What do you infer about the role of women based on Calpurnia and Portia?
Answers 1Add Yours
The portrayal of the two female characters of the novel, Portia and Calphurnia, captures the prevailing stereotypical perceptions of women. Caesar's wife, Calphurnia, demonstrates women's predisposition towards fearfulness and superstition when she pleads with Caesar to remain at home after dreaming that a statue made in the likeness was Cesar pouring forth blood. Calphurnia establishes the sentiment that fear is a feminine trait with her entreaty to Caesar asking him to use her anxiety as an alibi, saying, "Do not go forth today.
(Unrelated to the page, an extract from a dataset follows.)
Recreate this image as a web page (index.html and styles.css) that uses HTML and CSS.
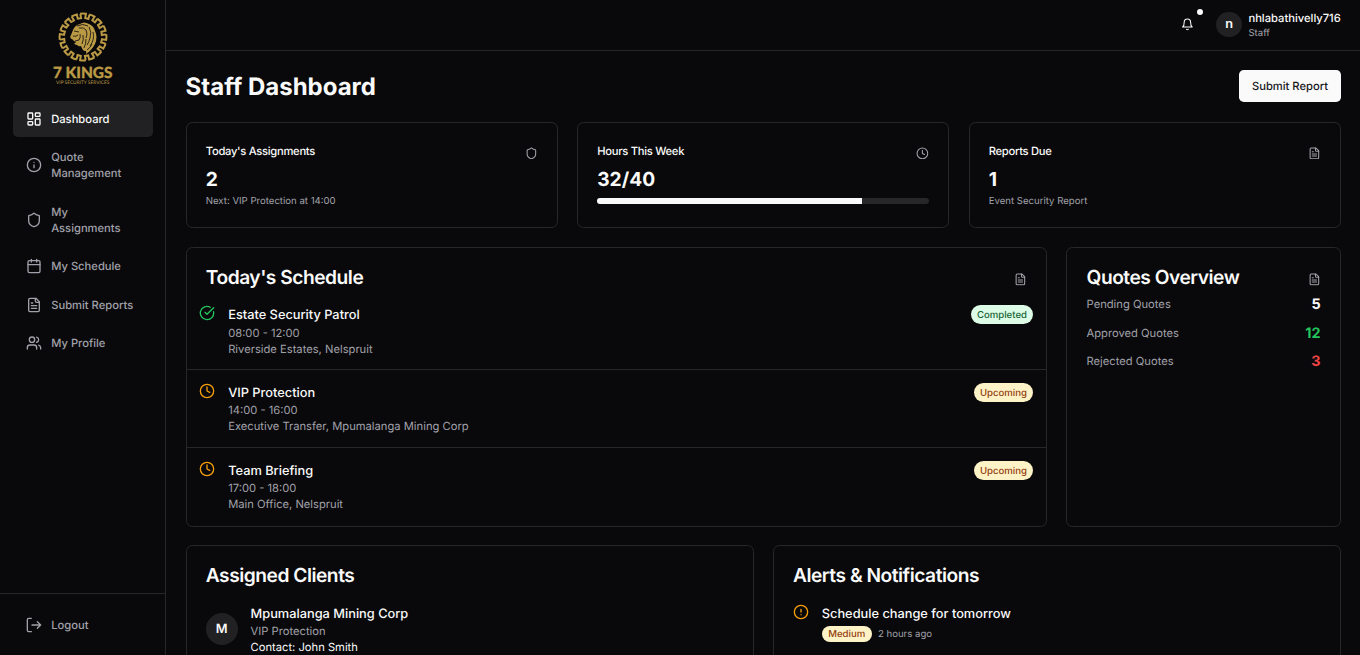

Call it my fear." (2.2.50). Caesar agrees to this arrangement temporarily with a veiled acknowledgment of the reality- a rhetorical question relating to the fact that he is "afeard to tell the graybeards the truth" (2.2.67). Caesar then immediately displays his weak resolution when Decius easily persuades him to reverse his earlier decision, and he proceeds to greet the senators, demonstrating another hazardous trait associated with women, inconstancy. Portia similarly behaves in accession with the low expectation of women and demonstrates "how weak a thing/ The heart of woman is!" (2.4.40). She proves herself untrustworthy and reveals to Lucius Brutus' involvement in the conspiracy because is overcome with fear. Caesar suffers a great insult through his association with the weak will of woman because in Roman society masculinity is the gauge of Roman worthiness.